[BEGIN COLLECTED MATERIAL]
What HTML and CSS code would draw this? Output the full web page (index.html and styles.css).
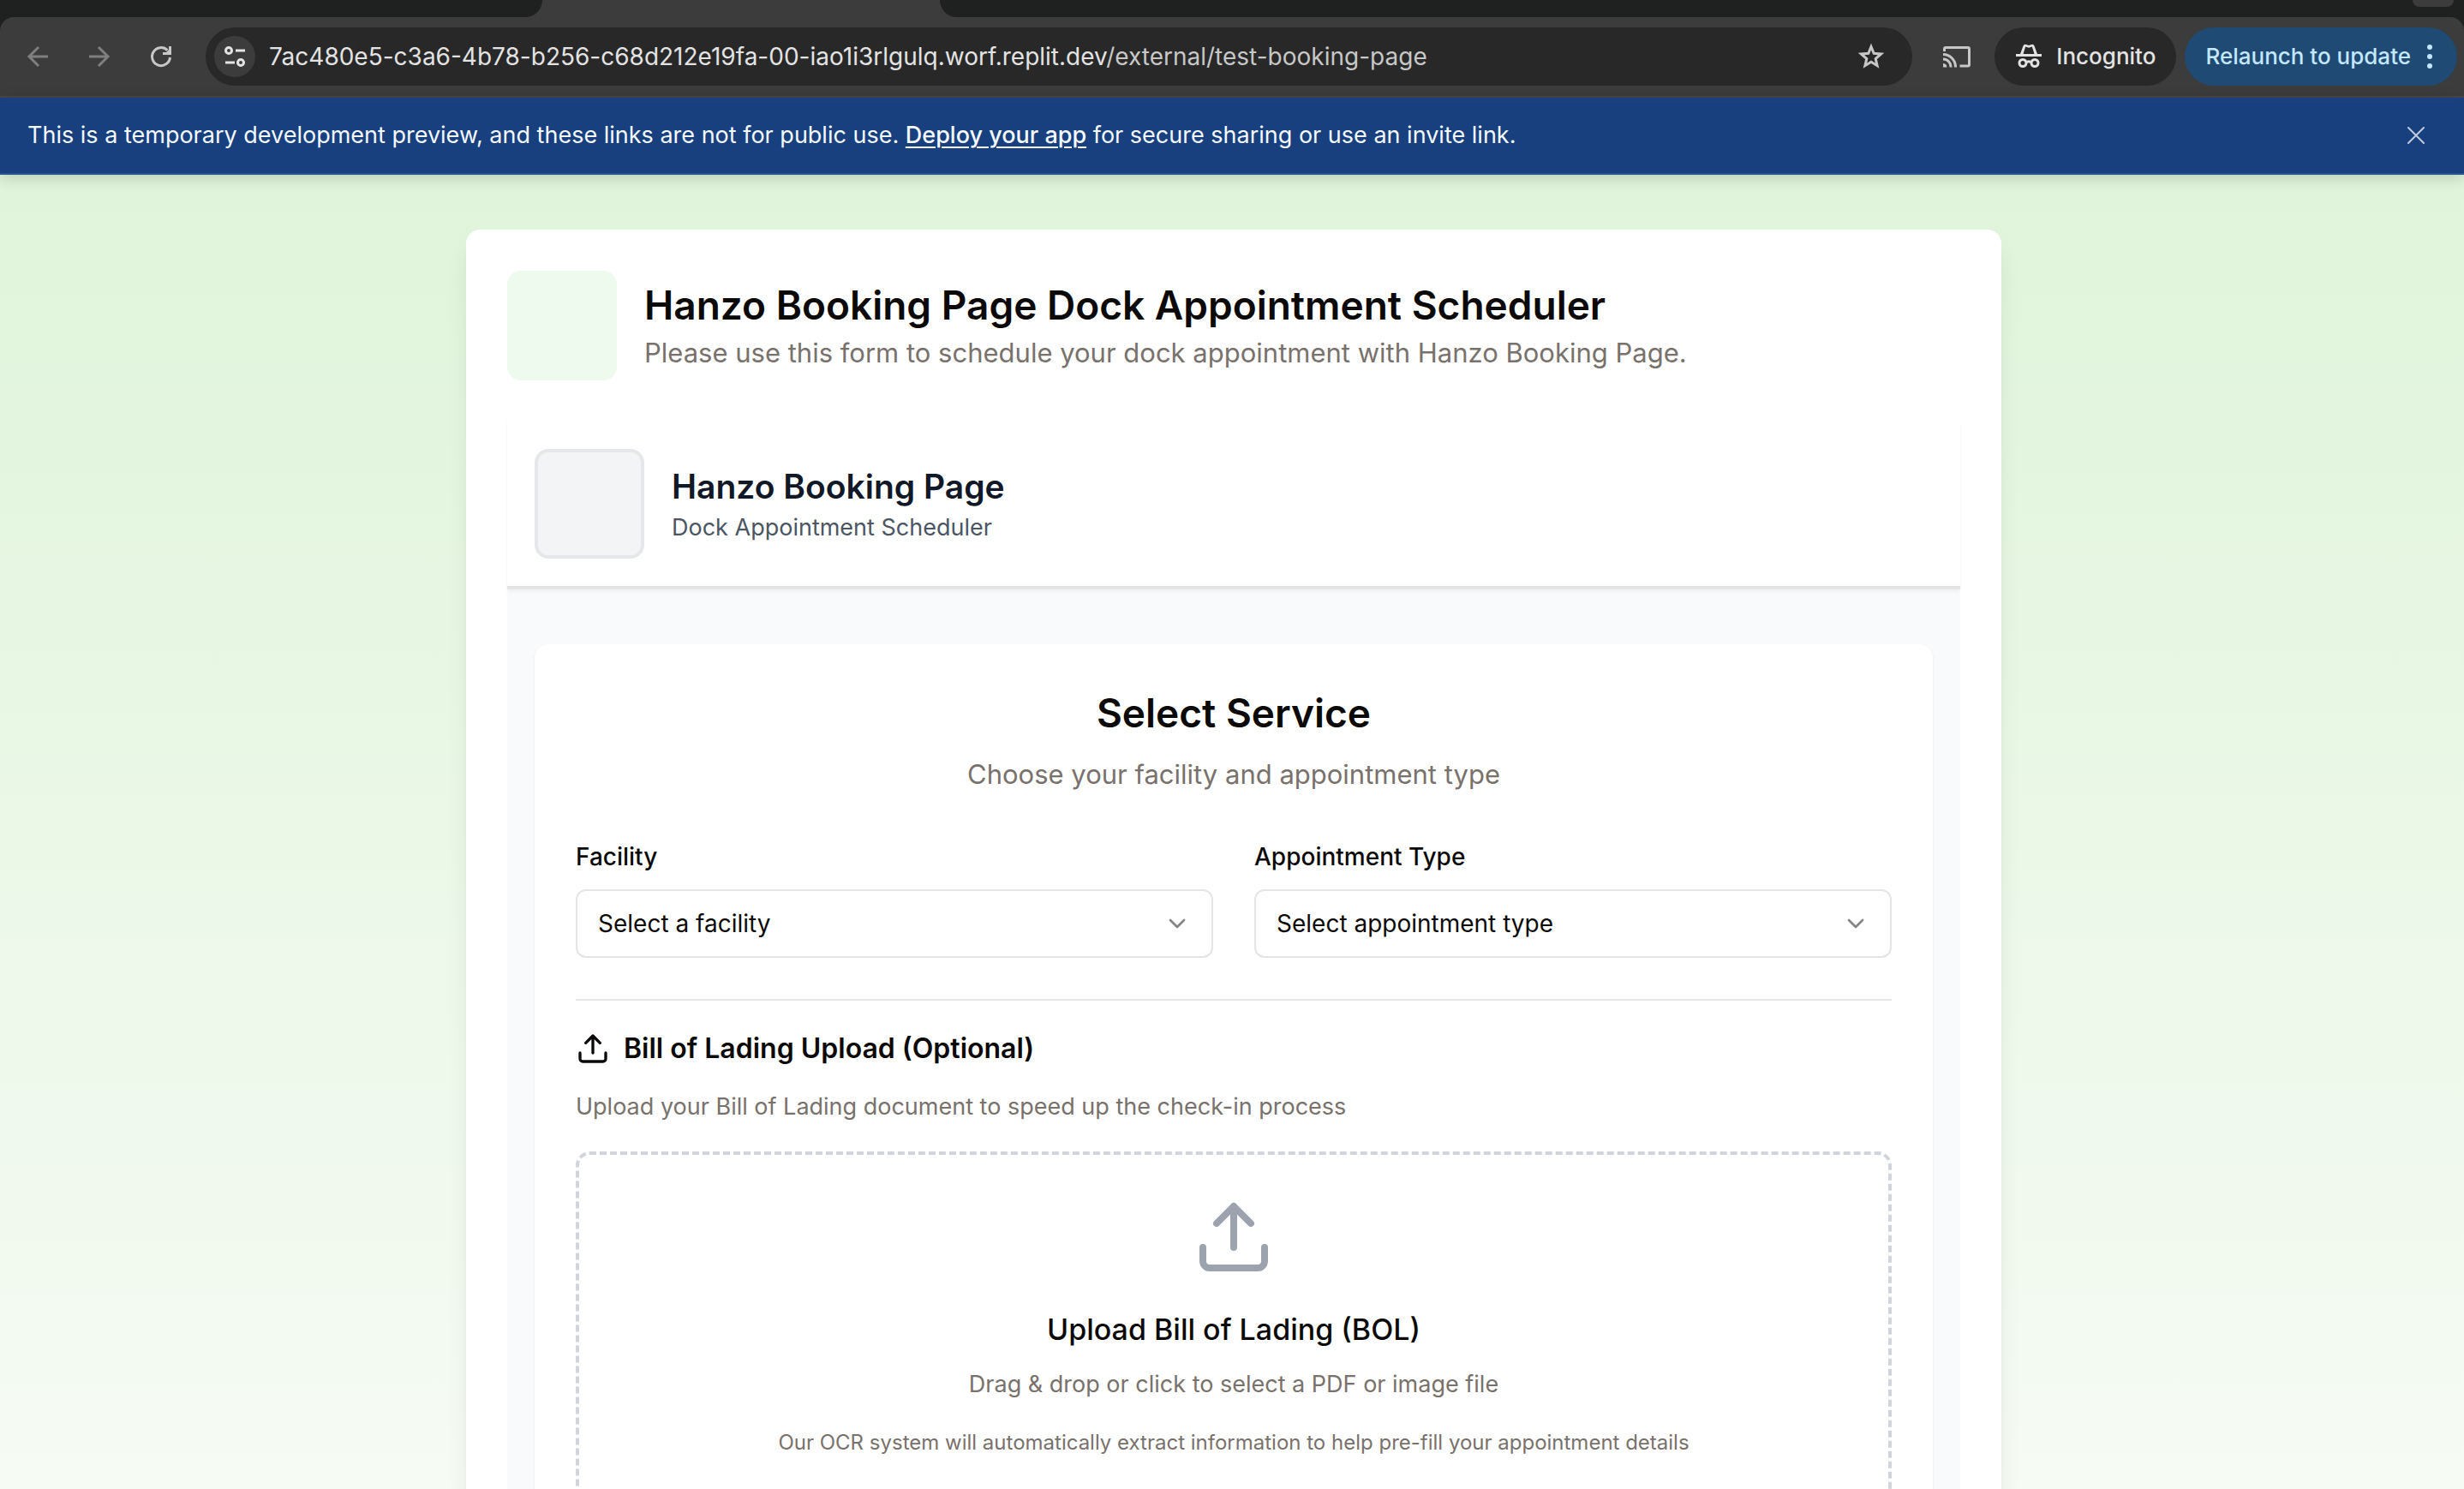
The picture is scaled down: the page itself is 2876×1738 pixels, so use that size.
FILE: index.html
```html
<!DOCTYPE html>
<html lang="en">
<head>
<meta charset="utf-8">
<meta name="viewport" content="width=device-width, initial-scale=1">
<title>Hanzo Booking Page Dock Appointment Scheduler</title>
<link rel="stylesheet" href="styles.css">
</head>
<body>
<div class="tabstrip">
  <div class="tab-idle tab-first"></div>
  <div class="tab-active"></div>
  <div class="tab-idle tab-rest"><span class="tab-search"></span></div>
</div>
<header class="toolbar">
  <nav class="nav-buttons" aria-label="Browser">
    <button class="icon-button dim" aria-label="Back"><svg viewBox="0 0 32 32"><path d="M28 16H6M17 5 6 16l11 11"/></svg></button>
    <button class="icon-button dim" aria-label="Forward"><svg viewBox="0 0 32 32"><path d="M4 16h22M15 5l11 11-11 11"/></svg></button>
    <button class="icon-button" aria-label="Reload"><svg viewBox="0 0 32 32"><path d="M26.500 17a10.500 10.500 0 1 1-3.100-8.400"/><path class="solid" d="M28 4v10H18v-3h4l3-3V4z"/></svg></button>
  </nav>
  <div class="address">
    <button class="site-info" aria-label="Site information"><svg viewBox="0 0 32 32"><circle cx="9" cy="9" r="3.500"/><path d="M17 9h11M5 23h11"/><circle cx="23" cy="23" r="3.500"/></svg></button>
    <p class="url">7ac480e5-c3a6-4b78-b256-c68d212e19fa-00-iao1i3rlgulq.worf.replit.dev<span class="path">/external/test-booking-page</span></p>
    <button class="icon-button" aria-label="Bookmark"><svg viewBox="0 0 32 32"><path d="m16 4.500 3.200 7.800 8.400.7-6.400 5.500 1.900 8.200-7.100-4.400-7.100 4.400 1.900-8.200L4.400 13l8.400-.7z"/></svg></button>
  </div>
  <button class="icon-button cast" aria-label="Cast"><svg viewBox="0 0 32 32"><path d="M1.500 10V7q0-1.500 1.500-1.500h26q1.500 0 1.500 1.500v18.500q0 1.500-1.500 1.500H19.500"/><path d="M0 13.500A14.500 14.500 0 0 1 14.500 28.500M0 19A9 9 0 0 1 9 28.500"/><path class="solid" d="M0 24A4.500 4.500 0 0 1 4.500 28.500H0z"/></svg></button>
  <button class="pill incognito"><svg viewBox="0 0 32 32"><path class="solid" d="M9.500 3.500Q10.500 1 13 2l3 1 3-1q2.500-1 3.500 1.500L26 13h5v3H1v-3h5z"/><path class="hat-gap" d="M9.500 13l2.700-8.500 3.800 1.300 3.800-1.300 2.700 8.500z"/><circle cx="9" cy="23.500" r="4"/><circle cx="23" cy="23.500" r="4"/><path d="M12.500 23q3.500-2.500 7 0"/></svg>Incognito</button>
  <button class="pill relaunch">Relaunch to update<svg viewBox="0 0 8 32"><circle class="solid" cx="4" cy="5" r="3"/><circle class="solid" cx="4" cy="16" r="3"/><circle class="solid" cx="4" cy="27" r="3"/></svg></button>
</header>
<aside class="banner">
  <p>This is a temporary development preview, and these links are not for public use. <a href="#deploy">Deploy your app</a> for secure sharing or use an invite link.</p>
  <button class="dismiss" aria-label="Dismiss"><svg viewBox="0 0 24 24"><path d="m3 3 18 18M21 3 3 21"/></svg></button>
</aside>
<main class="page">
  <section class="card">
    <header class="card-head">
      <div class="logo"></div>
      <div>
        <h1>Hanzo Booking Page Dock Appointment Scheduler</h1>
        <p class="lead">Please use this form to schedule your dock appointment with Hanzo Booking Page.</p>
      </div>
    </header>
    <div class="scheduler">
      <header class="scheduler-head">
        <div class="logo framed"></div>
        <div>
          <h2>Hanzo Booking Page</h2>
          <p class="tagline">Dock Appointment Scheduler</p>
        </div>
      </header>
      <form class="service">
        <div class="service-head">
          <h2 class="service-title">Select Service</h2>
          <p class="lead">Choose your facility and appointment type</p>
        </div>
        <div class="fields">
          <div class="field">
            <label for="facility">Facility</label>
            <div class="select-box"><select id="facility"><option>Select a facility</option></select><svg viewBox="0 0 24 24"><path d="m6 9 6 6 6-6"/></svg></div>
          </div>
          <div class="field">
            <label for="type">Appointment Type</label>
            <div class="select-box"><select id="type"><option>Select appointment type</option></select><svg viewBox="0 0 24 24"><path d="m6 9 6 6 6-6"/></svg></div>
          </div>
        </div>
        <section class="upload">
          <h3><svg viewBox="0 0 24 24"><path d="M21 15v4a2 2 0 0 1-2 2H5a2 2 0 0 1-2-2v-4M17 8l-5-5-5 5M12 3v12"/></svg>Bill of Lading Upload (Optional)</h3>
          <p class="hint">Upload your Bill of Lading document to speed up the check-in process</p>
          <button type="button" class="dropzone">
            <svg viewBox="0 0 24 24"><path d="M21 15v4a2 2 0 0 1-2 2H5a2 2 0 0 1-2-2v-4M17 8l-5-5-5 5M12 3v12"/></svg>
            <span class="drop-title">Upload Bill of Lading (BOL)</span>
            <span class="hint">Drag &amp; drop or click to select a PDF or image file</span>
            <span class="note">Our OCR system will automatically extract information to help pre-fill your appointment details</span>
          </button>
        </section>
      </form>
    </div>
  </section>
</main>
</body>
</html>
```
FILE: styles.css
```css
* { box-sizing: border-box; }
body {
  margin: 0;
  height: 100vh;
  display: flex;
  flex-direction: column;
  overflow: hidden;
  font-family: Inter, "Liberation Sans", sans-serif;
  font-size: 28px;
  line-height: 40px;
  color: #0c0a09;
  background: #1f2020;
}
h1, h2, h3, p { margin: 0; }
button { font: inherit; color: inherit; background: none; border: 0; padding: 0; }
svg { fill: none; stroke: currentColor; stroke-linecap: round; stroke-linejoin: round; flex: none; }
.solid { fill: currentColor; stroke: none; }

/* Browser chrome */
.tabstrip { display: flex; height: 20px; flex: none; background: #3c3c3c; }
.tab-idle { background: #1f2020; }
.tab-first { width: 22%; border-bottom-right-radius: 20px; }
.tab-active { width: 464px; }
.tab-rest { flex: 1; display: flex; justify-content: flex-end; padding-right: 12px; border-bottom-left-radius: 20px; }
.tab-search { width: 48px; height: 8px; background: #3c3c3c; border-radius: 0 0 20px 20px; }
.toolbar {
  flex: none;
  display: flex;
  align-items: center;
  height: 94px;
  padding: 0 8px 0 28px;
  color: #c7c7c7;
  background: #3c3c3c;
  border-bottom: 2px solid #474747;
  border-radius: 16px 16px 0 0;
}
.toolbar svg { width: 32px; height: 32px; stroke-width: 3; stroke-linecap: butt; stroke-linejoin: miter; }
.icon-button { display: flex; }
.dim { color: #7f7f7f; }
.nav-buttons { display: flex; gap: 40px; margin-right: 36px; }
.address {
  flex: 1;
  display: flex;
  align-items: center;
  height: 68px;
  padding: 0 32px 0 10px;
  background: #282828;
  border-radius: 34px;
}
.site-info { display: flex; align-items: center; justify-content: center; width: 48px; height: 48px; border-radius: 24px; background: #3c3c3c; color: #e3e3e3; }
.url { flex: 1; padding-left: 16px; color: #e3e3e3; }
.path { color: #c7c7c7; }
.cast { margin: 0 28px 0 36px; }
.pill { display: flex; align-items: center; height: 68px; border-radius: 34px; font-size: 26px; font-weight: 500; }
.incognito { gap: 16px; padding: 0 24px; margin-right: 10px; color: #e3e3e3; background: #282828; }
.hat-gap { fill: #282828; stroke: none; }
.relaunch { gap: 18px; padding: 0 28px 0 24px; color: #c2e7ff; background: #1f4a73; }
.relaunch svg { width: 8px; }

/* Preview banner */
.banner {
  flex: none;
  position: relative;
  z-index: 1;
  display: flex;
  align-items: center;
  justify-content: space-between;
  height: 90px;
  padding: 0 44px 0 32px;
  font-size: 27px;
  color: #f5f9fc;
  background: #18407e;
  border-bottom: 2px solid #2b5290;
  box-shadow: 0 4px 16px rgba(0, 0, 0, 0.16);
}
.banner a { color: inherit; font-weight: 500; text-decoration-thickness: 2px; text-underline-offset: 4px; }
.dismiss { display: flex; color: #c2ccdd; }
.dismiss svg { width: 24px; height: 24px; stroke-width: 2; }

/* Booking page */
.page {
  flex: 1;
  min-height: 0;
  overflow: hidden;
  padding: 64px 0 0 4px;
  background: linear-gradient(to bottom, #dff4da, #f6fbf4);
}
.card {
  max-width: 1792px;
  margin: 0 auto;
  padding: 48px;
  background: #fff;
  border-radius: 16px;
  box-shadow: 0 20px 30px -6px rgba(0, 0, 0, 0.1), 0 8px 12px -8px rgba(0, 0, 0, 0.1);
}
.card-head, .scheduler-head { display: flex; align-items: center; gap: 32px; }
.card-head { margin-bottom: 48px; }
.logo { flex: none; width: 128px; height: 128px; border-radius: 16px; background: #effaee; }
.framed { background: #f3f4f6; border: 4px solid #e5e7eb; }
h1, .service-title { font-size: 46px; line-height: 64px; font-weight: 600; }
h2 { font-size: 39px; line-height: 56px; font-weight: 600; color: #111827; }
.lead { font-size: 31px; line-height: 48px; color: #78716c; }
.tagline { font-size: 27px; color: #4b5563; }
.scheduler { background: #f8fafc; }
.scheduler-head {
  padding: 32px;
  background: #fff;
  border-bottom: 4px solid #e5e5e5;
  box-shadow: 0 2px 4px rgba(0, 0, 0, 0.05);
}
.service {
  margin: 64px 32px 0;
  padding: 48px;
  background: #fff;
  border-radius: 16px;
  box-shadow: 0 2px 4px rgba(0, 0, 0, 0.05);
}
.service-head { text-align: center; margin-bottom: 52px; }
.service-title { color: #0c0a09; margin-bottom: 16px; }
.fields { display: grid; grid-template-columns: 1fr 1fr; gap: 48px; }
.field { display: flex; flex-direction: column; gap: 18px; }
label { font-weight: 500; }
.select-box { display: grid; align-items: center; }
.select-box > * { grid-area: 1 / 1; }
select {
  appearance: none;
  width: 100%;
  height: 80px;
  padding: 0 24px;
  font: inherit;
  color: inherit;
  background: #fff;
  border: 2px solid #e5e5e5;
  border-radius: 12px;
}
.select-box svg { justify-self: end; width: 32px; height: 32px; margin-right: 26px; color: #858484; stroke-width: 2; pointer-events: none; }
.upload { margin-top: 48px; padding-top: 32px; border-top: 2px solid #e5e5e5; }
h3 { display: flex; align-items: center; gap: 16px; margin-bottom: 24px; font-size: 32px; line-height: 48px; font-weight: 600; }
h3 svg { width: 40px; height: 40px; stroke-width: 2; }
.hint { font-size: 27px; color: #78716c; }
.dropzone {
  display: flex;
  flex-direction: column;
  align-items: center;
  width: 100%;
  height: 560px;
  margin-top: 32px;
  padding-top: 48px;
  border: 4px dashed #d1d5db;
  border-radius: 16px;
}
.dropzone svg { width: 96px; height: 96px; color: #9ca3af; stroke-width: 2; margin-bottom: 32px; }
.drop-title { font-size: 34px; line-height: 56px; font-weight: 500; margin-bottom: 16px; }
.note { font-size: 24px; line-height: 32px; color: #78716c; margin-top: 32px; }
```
[END COLLECTED MATERIAL]
WHAT YOU NEED TO DO: Find every line that has "styles" in it, then return those lines.

OUTPUT FOR THIS EXERCISE:
What HTML and CSS code would draw this? Output the full web page (index.html and styles.css).
<link rel="stylesheet" href="styles.css">
FILE: styles.css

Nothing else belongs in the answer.